You have three layers of "neurons": the input layer, the hidden layer and the output layer. Technically, you can have multiple hidden layers if you want, but apparently there's some math that I haven't actually looked at that shows more than one hidden layer is unnecessary in pretty much all cases.

 

Anyway, the input layer takes in input (say, the state of all the squares in a tic tac toe board), the hidden layer crunches the data and the output layer gives you a result based on that input (what space to put your next mark in).

 

Every neuron in each layer has a connection to every neuron in the next layer. These connections are weighted. Each neuron also has an activation threshold that tells it whether to fire based on whether its inputs sum to that threshold.

 

So you expose the input layer to some data. Based on the data, some of the neurons activate.
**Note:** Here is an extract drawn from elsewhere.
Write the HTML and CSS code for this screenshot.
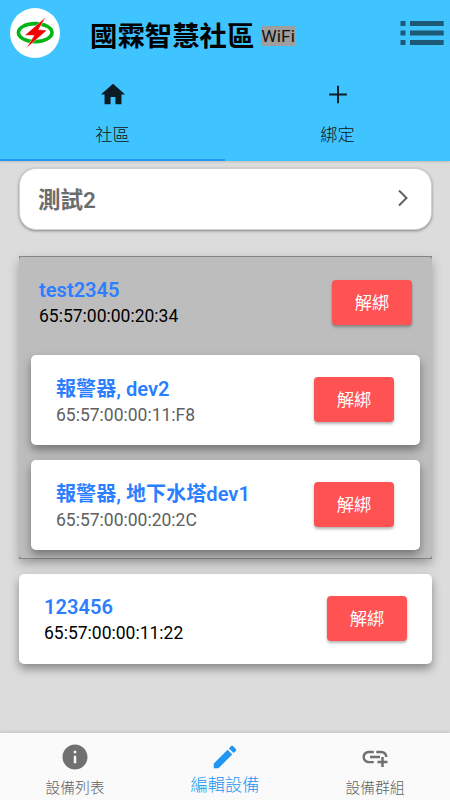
FILE: index.html
```html
<!DOCTYPE html>
<html lang="zh-Hant">
<head>
<meta charset="utf-8">
<meta name="viewport" content="width=device-width, initial-scale=1">
<title>國霖智慧社區</title>
<link rel="stylesheet" href="styles.css">
</head>
<body>
<header class="header">
  <div class="bar">
    <svg class="logo" viewBox="0 0 50 50">
      <circle cx="25" cy="25" r="25" fill="#fff"/>
      <ellipse cx="25.200" cy="24.600" rx="16.800" ry="9" fill="none" stroke="#00b414" stroke-width="3.600"/>
      <path d="M35.900 9 14.800 27.200 24 27.600 16.300 40.200 37 22.300 28.500 21.600z" fill="#f00000" stroke="#fff" stroke-width=".5"/>
    </svg>
    <h1 class="title">國霖智慧社區</h1>
    <span class="wifi">WiFi</span>
    <svg class="menu" viewBox="0 0 44 24">
      <path d="M.5 0h5v5h-5zM10 0h33.700v5H10zM.5 9.500h5v5h-5zM10 9.500h33.700v5H10zM.5 19h5v5h-5zM10 19h33.700v5H10z"/>
    </svg>
  </div>
  <nav class="tabs">
    <a class="tab tab-active">
      <svg class="tab-icon" viewBox="0 0 24 24"><path d="M10 20v-6h4v6h5v-8h3L12 3 2 12h3v8z"/></svg>
      <span>社區</span>
    </a>
    <a class="tab">
      <svg class="tab-icon" viewBox="0 0 24 24"><path d="M19.300 12.800h-6.500v6.500h-1.600v-6.500H4.700v-1.600h6.500V4.700h1.600v6.500h6.500z"/></svg>
      <span>綁定</span>
    </a>
  </nav>
</header>
<main class="content">
  <div class="selector">
    <span>測試2</span>
    <svg class="chevron" viewBox="0 0 12 18"><path d="M2 1.500 9.500 9 2 16.500"/></svg>
  </div>
  <section class="group">
    <div class="group-body">
      <div class="row group-head">
        <div><div class="name">test2345</div><div class="mac">65:57:00:00:20:34</div></div>
        <button class="unbind">解綁</button>
      </div>
      <div class="row card">
        <div class="info"><div class="name">報警器, dev2</div><div class="mac mac-muted">65:57:00:00:11:F8</div></div>
        <button class="unbind">解綁</button>
      </div>
      <div class="row card">
        <div class="info"><div class="name">報警器, 地下水塔dev1</div><div class="mac mac-muted">65:57:00:00:20:2C</div></div>
        <button class="unbind">解綁</button>
      </div>
    </div>
  </section>
  <div class="row card">
    <div class="info"><div class="name">123456</div><div class="mac">65:57:00:00:11:22</div></div>
    <button class="unbind">解綁</button>
  </div>
</main>
<nav class="bottom">
  <a class="item">
    <svg class="item-icon" viewBox="0 0 24 24"><path d="M12 2C6.480 2 2 6.480 2 12s4.480 10 10 10 10-4.480 10-10S17.520 2 12 2zm1 15h-2v-6h2v6zm0-8h-2V7h2v2z"/></svg>
    <span>設備列表</span>
  </a>
  <a class="item item-active">
    <svg class="item-icon" viewBox="0 0 24 24"><path d="M3 17.250V21h3.750L17.810 9.940l-3.750-3.750L3 17.250zM20.710 7.040c.39-.39.39-1.020 0-1.410l-2.340-2.340c-.39-.39-1.020-.39-1.410 0l-1.830 1.830 3.750 3.750 1.830-1.830z"/></svg>
    <span>編輯設備</span>
  </a>
  <a class="item">
    <svg class="item-icon" viewBox="0 0 24 24"><path d="M8 11h8v2H8v-2zm12.100 1H22c0-2.760-2.240-5-5-5h-4v1.900h4c1.710 0 3.100 1.390 3.100 3.100zM3.900 12c0-1.710 1.390-3.100 3.100-3.100h4V7H7c-2.760 0-5 2.240-5 5s2.240 5 5 5h4v-1.900H7c-1.710 0-3.100-1.390-3.100-3.100zM19 12h-2v3h-3v2h3v3h2v-3h3v-2h-3v-3z"/></svg>
    <span>設備群組</span>
  </a>
</nav>
</body>
</html>
```
FILE: styles.css
```css
* { box-sizing: border-box; }

body {
  margin: 0;
  height: 800px;
  display: flex;
  flex-direction: column;
  overflow: hidden;
  background: #dcdcdc;
  font-family: Roboto, "Noto Sans CJK TC", sans-serif;
}

svg { display: block; flex: none; }

.header {
  height: 160.5px;
  flex: none;
  background: #40c4ff;
  box-shadow: 0 1px 2px rgba(0, 0, 0, .15);
}

.bar {
  height: 72px;
  display: flex;
  align-items: center;
  padding: 0 6px 6px 10px;
}

.logo { width: 50px; height: 50px; }

.title {
  margin: 7px 0 0 30px;
  font-size: 27.400px;
  line-height: 40px;
  font-weight: 600;
  color: #000;
}

.wifi {
  margin: 6px 0 0 7px;
  height: 20px;
  background: #9e9e9e;
  color: #111;
  font-size: 17.400px;
  line-height: 21px;
}

.menu {
  width: 44px;
  height: 24px;
  margin-left: auto;
  fill: rgba(0, 0, 0, .54);
}

.tabs { display: flex; height: 88.500px; }

.tab {
  flex: 1;
  display: flex;
  flex-direction: column;
  align-items: center;
  padding-top: 8px;
  font-size: 17.300px;
  line-height: 27px;
  font-weight: 300;
  color: #111;
}

.tab-active { border-bottom: 2px solid #2196f3; }

.tab-icon { width: 30px; height: 29px; margin-bottom: 13px; fill: #0b1c24; }

.content { flex: 1; padding: 7px 18px 0 19px; }

.selector {
  display: flex;
  align-items: center;
  justify-content: space-between;
  height: 62px;
  padding: 0 22px 1px 18px;
  border: 1px solid #d0d0d0;
  border-radius: 17px;
  background: #fff;
  box-shadow: 0 1px 3px rgba(0, 0, 0, .4);
  color: #6c6c6c;
  font-size: 22.500px;
  font-weight: 600;
}

.chevron { width: 12px; height: 18px; fill: none; stroke: #616161; stroke-width: 2; }

.group {
  height: 303px;
  margin: 26px 0 15px;
  padding: 1px 0;
  background: #858585;
  box-shadow: 0 5px 10px rgba(0, 0, 0, .28);
}

.group-body {
  height: 301px;
  padding: 0 12px;
  border-radius: 3px;
  background: #bdbdbd;
}

.row { display: flex; align-items: center; justify-content: space-between; }

.group-head { height: 98px; padding: 0 8px 6px; }

.card {
  height: 90px;
  padding: 0 25px;
  border-radius: 5px;
  background: #fff;
  box-shadow: 0 5px 10px rgba(0, 0, 0, .38);
}

.info { padding-top: 3px; }

.group .card { padding-right: 26px; }
.group .card + .card { margin-top: 15px; }
.group .info { padding-top: 2px; }
.group .info .name { line-height: 28px; }
.group .info .mac { line-height: 24px; }

.name {
  color: #2b7fff;
  font-size: 20.100px;
  line-height: 27px;
  font-weight: 600;
}

.group-head .name { padding-top: 1px; }

.mac { color: #000; font-size: 17.500px; line-height: 25px; }
.mac-muted { color: #606060; }

.unbind {
  width: 80px;
  height: 45px;
  padding: 0;
  border: 0;
  border-radius: 4px;
  background: #ff5252;
  box-shadow: 0 2px 3px rgba(0, 0, 0, .3);
  color: #fff;
  font: 400 17.300px/46px Roboto, "Noto Sans CJK TC", sans-serif;
}

.bottom {
  flex: none;
  display: flex;
  height: 67px;
  background: #fafafa;
  box-shadow: 0 -1px 3px rgba(0, 0, 0, .12);
  font-weight: 300;
}

.item {
  flex: 1;
  display: flex;
  flex-direction: column;
  align-items: center;
  padding-top: 8.500px;
  color: #616161;
  font-size: 14.800px;
  line-height: 32px;
}

.item-icon { width: 30px; height: 30px; fill: #707070; }

.item-active { color: #2196f3; font-size: 17.250px; line-height: 27px; }
.item-active .item-icon { fill: #2196f3; }
```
Those activations propagate to the hidden layer through the filter of the weighted connections. Based on that, some of the hidden layer neurons are activated. Those activations propagate to the output layer filtered through the weighted connections and some of the output layer neurons activate. Those activations give you your output.

 

Training a neural network involves setting the weights and activation thresholds to the correct values such that a given input will result in the desired output.

 

When using an evolutionary algorithm, we start with a population of neural nets that have the values of their weights and thresholds set semi-randomly. We then apply those networks to whatever task we're training them to perform. The worst performers are discarded and the best performers are allowed to reproduce with "mutations" (i.e. The values have a random chance of deviating by some amount from the values in the "parent" neural net). The next generation is applied to the task and the process repeats until we have a network that performs to whatever standard we've set.

So the main difference between my approach and the evolutionary algorithms is they simply remove the neuron while mine recycle the unacceptable ones and applies them in a different set.